Does anyone have any suggestions as to best tackle this? Thanks for any comments and I am really enjoying reading the discussions here, invaluable for someone just starting out.
Replies
Just a thought--don't surrender! The handplane route is not as hard as you might think; a 36" x 72" table top should take a couple of hours at the outside, and the money you would spend on a special-purpose drum sander will buy you a small but complete set of world-class planes.
I might go with a drum sander if I was working commercially or hated handplanes, but it is an excellent way accomplish the job and to get some hand tool skills at the same time....
/jvs
If you plan on a drum sander you will need dust colection to go with it, All that I have seen won't work without it.
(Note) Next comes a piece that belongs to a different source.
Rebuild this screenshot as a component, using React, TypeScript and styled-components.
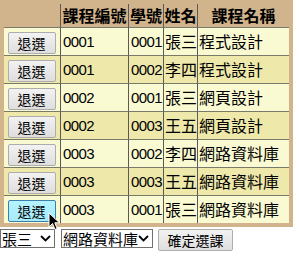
import React from "react";
import styled, { createGlobalStyle } from "styled-components";

const Global = createGlobalStyle`
  html, body { margin: 0; padding: 0; background: #fff; }
  body { font-family: "Liberation Sans", "Noto Sans CJK TC", sans-serif; }
`;

const Page = styled.div`
  position: relative;
  width: 299px;
  height: 258px;
  overflow: hidden;
`;

const Table = styled.table`
  border-collapse: separate;
  border-spacing: 0;
  border: 4px solid #d2b48c;
  table-layout: fixed;
  width: 293px;
  font-size: 16px;
`;

const Th = styled.th`
  background: #d2b48c;
  height: 23px;
  padding: 0;
  font-family: "Noto Sans CJK TC", sans-serif;
  font-weight: 700;
  font-size: 16px;
  line-height: 23px;
  color: #000;
  white-space: nowrap;
  border-left: 1px solid #5a5a5a;
  &:first-child { border-left: none; }
`;

const Tr = styled.tr<{ $alt: boolean }>`
  background: ${(p) => (p.$alt ? "#eee8aa" : "#fafad2")};
`;

const Td = styled.td<{ $first?: boolean }>`
  height: 27px;
  padding: 0 0 0 ${(p) => (p.$first ? "0" : "2px")};
  border-top: 1px solid #7a7a6a;
  border-left: ${(p) => (p.$first ? "none" : "1px solid #5a5a5a")};
  font-family: "Liberation Sans", "Noto Sans CJK TC", sans-serif;
  font-size: 15px;
  letter-spacing: -0.6px;
  line-height: 27px;
  color: #000;
  white-space: nowrap;
  text-align: ${(p) => (p.$first ? "center" : "left")};
`;

const NameTd = styled(Td)`
  padding-left: 1px;
  letter-spacing: 0;
  font-family: "Noto Sans CJK TC", sans-serif;
  font-size: 16px;
`;

const Btn = styled.button<{ $hover?: boolean }>`
  width: 48px;
  height: 22px;
  padding: 0;
  margin: 0 0 0 -1px;
  vertical-align: middle;
  font-family: "Noto Sans CJK TC", sans-serif;
  font-size: 14px;
  line-height: 20px;
  color: #000;
  border: 1px solid ${(p) => (p.$hover ? "#3c7fb1" : "#adadad")};
  border-radius: 2px;
  background: ${(p) =>
    p.$hover
      ? "linear-gradient(#b6f3ff, #a6ebfb)"
      : "linear-gradient(#f2f2f2, #dedede)"};
`;

const Controls = styled.div`
  display: flex;
  align-items: flex-start;
  gap: 6px;
  margin-top: 2px;
`;

const Select = styled.div<{ $w: number }>`
  width: ${(p) => p.$w}px;
  height: 19px;
  box-sizing: border-box;
  border: 1px solid #707070;
  background: #fff;
  display: flex;
  align-items: center;
  justify-content: space-between;
  padding: 0 3px 0 1px;
  font-family: "Noto Sans CJK TC", sans-serif;
  font-size: 15px;
  line-height: 17px;
  white-space: nowrap;
  color: #000;
`;

const SubmitBtn = styled.button`
  width: 75px;
  height: 22px;
  margin-left: -1px;
  padding: 0;
  font-family: "Noto Sans CJK TC", sans-serif;
  font-size: 14px;
  line-height: 20px;
  color: #000;
  border: 1px solid #adadad;
  border-radius: 2px;
  background: linear-gradient(#f2f2f2, #dedede);
`;

const Cursor = styled.svg`
  position: absolute;
  left: 48px;
  top: 212px;
`;

const Chevron = () => (
  <svg width="11" height="7" viewBox="0 0 11 7">
    <path d="M1 1 L5.5 5.5 L10 1" fill="none" stroke="#000" strokeWidth="1.8" />
  </svg>
);

const rows = [
  ["0001", "0001", "張三", "程式設計"],
  ["0001", "0002", "李四", "程式設計"],
  ["0002", "0001", "張三", "網頁設計"],
  ["0002", "0003", "王五", "網頁設計"],
  ["0003", "0002", "李四", "網路資料庫"],
  ["0003", "0003", "王五", "網路資料庫"],
  ["0003", "0001", "張三", "網路資料庫"],
];

export default function App() {
  return (
    <Page>
      <Global />
      <Table>
        <colgroup>
          <col style={{ width: 56 }} />
          <col style={{ width: 68 }} />
          <col style={{ width: 35 }} />
          <col style={{ width: 34 }} />
          <col style={{ width: 92 }} />
        </colgroup>
        <thead>
          <tr>
            <Th></Th>
            <Th>課程編號</Th>
            <Th>學號</Th>
            <Th>姓名</Th>
            <Th>課程名稱</Th>
          </tr>
        </thead>
        <tbody>
          {rows.map((r, i) => (
            <Tr key={i} $alt={i % 2 === 1}>
              <Td $first>
                <Btn $hover={i === rows.length - 1}>退選</Btn>
              </Td>
              <Td>{r[0]}</Td>
              <Td>{r[1]}</Td>
              <NameTd>{r[2]}</NameTd>
              <NameTd>{r[3]}</NameTd>
            </Tr>
          ))}
        </tbody>
      </Table>
      <Controls>
        <Select $w={55}>
          <span>張三</span>
          <Chevron />
        </Select>
        <Select $w={92}>
          <span>網路資料庫</span>
          <Chevron />
        </Select>
        <SubmitBtn>確定選課</SubmitBtn>
      </Controls>
      <Cursor width="13" height="20" viewBox="0 0 13 20">
        <path
          d="M1 1 L1 15 L4.5 11.5 L7 17.5 L9.2 16.6 L6.8 10.8 L11.5 10.8 Z"
          fill="#000"
          stroke="#fff"
          strokeWidth="1"
        />
      </Cursor>
    </Page>
  );
}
This adds expence and space ossues, so you may want to check this out well if you don' do it alot
Care in prepping your wood, facing on the jointer, planig over size and letting the wood acclimate then finish facing and planing along with glue-ups with curved cauls will yield a panel that need very little sanding with a belt/ROS or light hand plane/scraper work. The curved cauls insure perfect registration of your boards during glue-ups. I've glued 4' x 8' panels myself with minimal clean up. I never use bisquits or dowels either...extra step that only takes time with no benefit.
my thoughts are to put your $s into something more immediately useful. You seem to have ready access to a wide sander already. As others have suggested, your own thickness sander will require dust collection adding to the cost.